Some detainees from Yemen may be sent home if security conditions there improve. Currently, there is a moratorium on transfers from Guantanamo to Yemen.

The official described the draft order as “an important piece of the government’s approach to Guantanamo.”

At a speech on Guantanamo in May 2009, Obama said that “a thorough process of periodic review,” was needed to ensure that “any prolonged detention is carefully evaluated and justified.”

The White House first began work on an Executive Order in the spring of 2009 that was the subject of a joint story by ProPublica and the Washington Post in June 2009. An administration official at the time said the order was under consideration but had not yet been completed. Civil rights groups which oppose indefinite detention came out strongly against the possibility of an executive order.

Weeks later, administration officials said the White House had decided to work with Congress on indefinite detention, rather than through Executive Order. But by the end of 2009, the White House had said it would not support legislation.

Then, in 2010, a government task force on Guantanamo completed a year-long review that placed 48 detainees in long-term detention. In its report, task force members said those detainees would be “subject to periodic Executive Branch review.”

Bobby Chesney, a law professor at the University of Texas who worked briefly on the administration’s detention task force, said an executive order would provide detainees which an additional layer of review. He also said it offered a compromise since an executive order can be withdrawn at anytime.

“The order takes on additional restraints and lasts as long as the president wants.
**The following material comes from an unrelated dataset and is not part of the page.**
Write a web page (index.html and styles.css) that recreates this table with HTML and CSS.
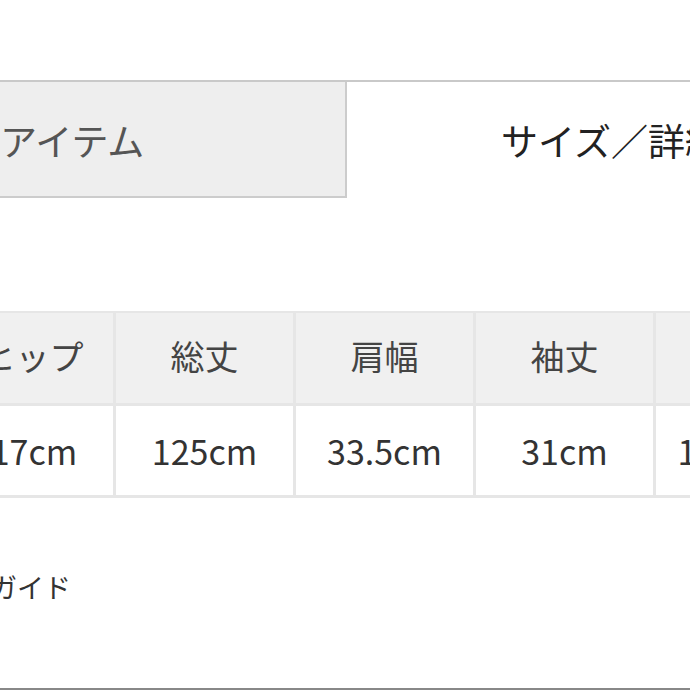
FILE: index.html
```html
<!DOCTYPE html>
<html lang="ja">
<head>
<meta charset="utf-8">
<link rel="stylesheet" href="styles.css">
</head>
<body>
<div class="page">
  <div class="tabs">
    <div class="tab tab-off"><span class="tab-label">アイテム</span></div>
    <div class="tab tab-on"><span class="tab-label">サイズ／詳細</span></div>
  </div>
  <div class="size-table">
    <div class="cell head lead">ヒップ</div>
    <div class="cell head">総丈</div>
    <div class="cell head">肩幅</div>
    <div class="cell head">袖丈</div>
    <div class="cell head">身幅</div>
    <div class="cell">117cm</div>
    <div class="cell">125cm</div>
    <div class="cell">33.5cm</div>
    <div class="cell">31cm</div>
    <div class="cell">115.5cm</div>
  </div>
  <div class="guide"><span class="guide-label">ガイド</span></div>
  <div class="footer-line"></div>
</div>
</body>
</html>
```

FILE: styles.css
```css
html, body {
  margin: 0;
  padding: 0;
  background: #ffffff;
  overflow: hidden;
}
body {
  font-family: "Noto Sans CJK JP", "Noto Sans", sans-serif;
  color: #333;
}
.page {
  width: 690px;
  height: 690px;
  overflow: hidden;
  padding-top: 80px;
  box-sizing: border-box;
  display: flex;
  flex-direction: column;
}
.tabs {
  display: flex;
  border-top: 2px solid #c9c9c9;
  height: 116px;
  flex: none;
}
.tab {
  display: flex;
  align-items: center;
  white-space: nowrap;
  overflow: hidden;
}
.tab-off {
  flex: none;
  width: 345px;
  background: #eeeeee;
  border-right: 2px solid #cccccc;
  border-bottom: 2px solid #cccccc;
  color: #555;
  font-size: 37px;
  height: 114px;
}
.tab-off .tab-label {
  margin-left: 0;
  margin-top: 2px;
}
.tab-on {
  flex: 1;
  min-width: 0;
  height: 114px;
  color: #222;
  font-size: 37px;
}
.tab-on .tab-label {
  margin-left: 154px;
  margin-top: 2px;
}
.size-table {
  margin-top: 113px;
  margin-left: -64px;
  display: grid;
  grid-template-columns: repeat(5, 177px);
  grid-template-rows: 90px 89px;
  gap: 3px;
  padding: 2px 0 3px;
  background: #e6e6e6;
  width: max-content;
  flex: none;
}
.cell {
  background: #ffffff;
  display: flex;
  align-items: center;
  justify-content: center;
  font-size: 34px;
  color: #333;
  white-space: nowrap;
}
.cell.head {
  background: #f0f0f0;
  color: #444;
  padding-bottom: 5px;
}
.cell.head.lead {
  padding-left: 16px;
}
.guide {
  margin-top: 68px;
  height: 40px;
  display: flex;
  align-items: center;
  font-size: 27px;
  color: #333;
  flex: none;
}
.guide-label {
  margin-left: -10px;
}
.footer-line {
  margin-top: auto;
  height: 2px;
  background: #888888;
  flex: none;
}
```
The White House gets just what it wants, no more or less. And, unlike with legislation, the order doesn’t have staying power if the next administration doesn’t want it.”

Jameel Jaffer, a national security lawyer at the American Civil Liberties Association, agreed that “more review is better.” But he said that an executive order would only “normalize and institutionalize indefinite detention and other policies,” that were set in place by the Bush administration.